Tempted though I am to join the pile-on over the many inaccuracies in the data on the Recovery.gov stimulus reporting site—including claims of jobs created in non-existent congressional districts—I think the White House actually makes a good point here: You can get something out fast, or you can get it out bug-free, but you usually can’t do both. And in fact, concerns about “data quality” at government agencies have often been a great enemy of transparency. It is, after all, embarrassing when your department puts out information that’s poorly formatted or riddled with typos or just plain wrong. But in practice, that means agencies sit on the data until someone gets around to fixing it, which is seldom a high priority. The insight behind open source is that the best debugger is a release: Ten-thousand coders actually using software are going to find and patch problems faster and better than any in-house team. And the same holds here: Get the data out, and dumb mistakes get spotted.

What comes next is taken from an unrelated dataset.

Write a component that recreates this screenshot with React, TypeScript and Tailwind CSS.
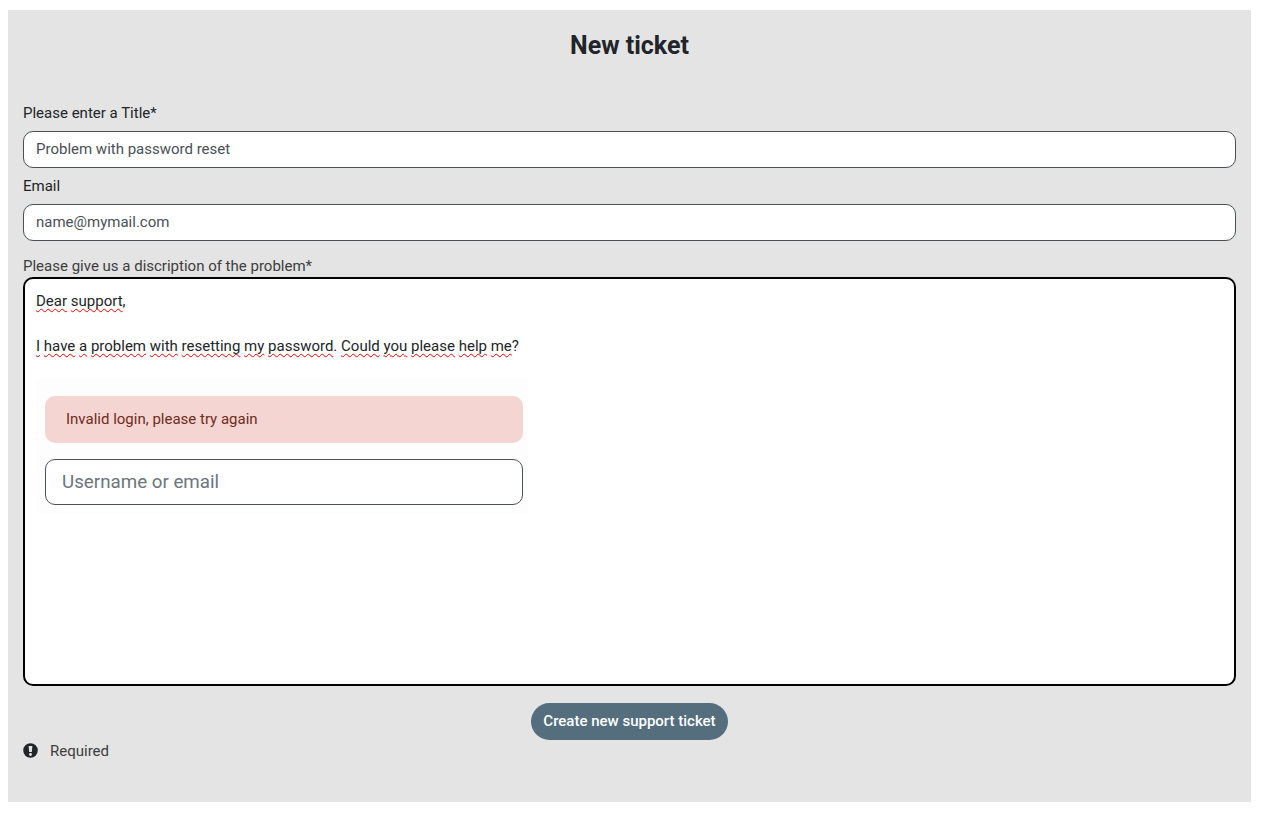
import React, { ReactElement } from 'react'

function Squiggle({ text }: { text: string }): ReactElement {
    return (
        <>
            {text.split(' ').map((word, i) => {
                const match = word.match(/^(.*?)([.,?]?)$/)
                return (
                    <React.Fragment key={i}>
                        {i > 0 && ' '}
                        <span className="underline decoration-wavy decoration-[#ff0000] decoration-[1.2px] underline-offset-2 [text-decoration-skip-ink:none]">
                            {match?.[1]}
                        </span>
                        {match?.[2]}
                    </React.Fragment>
                )
            })}
        </>
    )
}

function Field({ label, value }: { label: string; value: string }): ReactElement {
    return (
        <div>
            <label className="block h-[21px] text-[15px] leading-[21px] text-[#212529]">{label}</label>
            <input
                defaultValue={value}
                className="mt-[7px] block h-[37px] w-full rounded-[10px] border border-[#495057] bg-white px-[12px] pb-[1px] text-[15px] text-[#495057] outline-none"
            />
        </div>
    )
}

export default function App(): ReactElement {
    return (
        <div className="min-h-[814px] bg-white pt-[10px] pl-[8px] pr-[10px] font-['Roboto',sans-serif]">
            <div className="h-[792px] bg-[#e4e4e4] px-[15px]">
                <h2 className="pt-[21px] text-center text-[25px] leading-[30px] font-bold text-[#212529]">
                    New ticket
                </h2>
                <div className="mt-[42px] flex flex-col gap-[8px]">
                    <Field label="Please enter a Title*" value="Problem with password reset" />
                    <Field label="Email" value="name@mymail.com" />
                </div>
                <label className="mt-[15px] block h-[21px] text-[15px] leading-[21px] text-[#3d3d3d]">
                    Please give us a discription of the problem*
                </label>
                <div className="h-[409px] rounded-[10px] border-2 border-black bg-white px-[11px] pt-[12px] text-[15px] leading-[21px] text-[#212529]">
                    <p>
                        <Squiggle text="Dear support," />
                    </p>
                    <p className="mt-[24px]">
                        <Squiggle text="I have a problem with resetting my password. Could you please help me?" />
                    </p>
                    <div className="mt-[22px] h-[134px] w-[492px] bg-[#fdfdfd] pr-[5px] pl-[9px] pt-[17px]">
                        <div className="flex h-[47px] items-center rounded-[10px] bg-[#f5d5d1] px-[21px] text-[15px] text-[#6d2c22]">
                            Invalid login, please try again
                        </div>
                        <input
                            placeholder="Username or email"
                            className="mt-[16px] block h-[46px] w-full rounded-[10px] border border-[#495057] bg-white px-[16px] text-[18.75px] text-[#495057] outline-none placeholder:text-[#6c757d]"
                        />
                    </div>
                </div>
                <div className="mt-[17px] flex justify-center">
                    <button className="h-[37px] rounded-full bg-[#546e7e] px-[12px] text-[15px] font-medium text-white">
                        Create new support ticket
                    </button>
                </div>
                <div className="mt-[1px] flex h-[21px] items-center text-[15px] text-[#3d3d3d]">
                    <svg viewBox="0 0 512 512" className="mb-[2px] h-[15px] w-[15px] fill-[#212529]">
                        <path
                            fillRule="evenodd"
                            d="M256 8a248 248 0 1 0 0 496 248 248 0 0 0 0-496zM192 100h128l-18 210h-92zM256 340a50 50 0 1 1 0 100 50 50 0 0 1 0-100z"
                        />
                    </svg>
                    <span className="ml-[12px]">Required</span>
                </div>
            </div>
        </div>
    )
}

There are, to be sure, ways some of these errors could have been avoided. As David Freddoso points out, it would have been trivial to design the backend to only permit legitimate congressional districts to be entered.  But again, getting the site up quickly means they can count on critics to point out those sorts of possibilities for improvement. That said, Freddoso surely has a point when he argues that there’s no sane reason this kludgy beast of a site should have cost $18 million. Far better would have been to take the open-source logic to its conclusion and simply dump the raw data on a server in XML format, then let outside groups—maybe the Sunlight Foundation or Americans for Tax reform or just some clever lone hacker—figure out how best to mash it up and present it.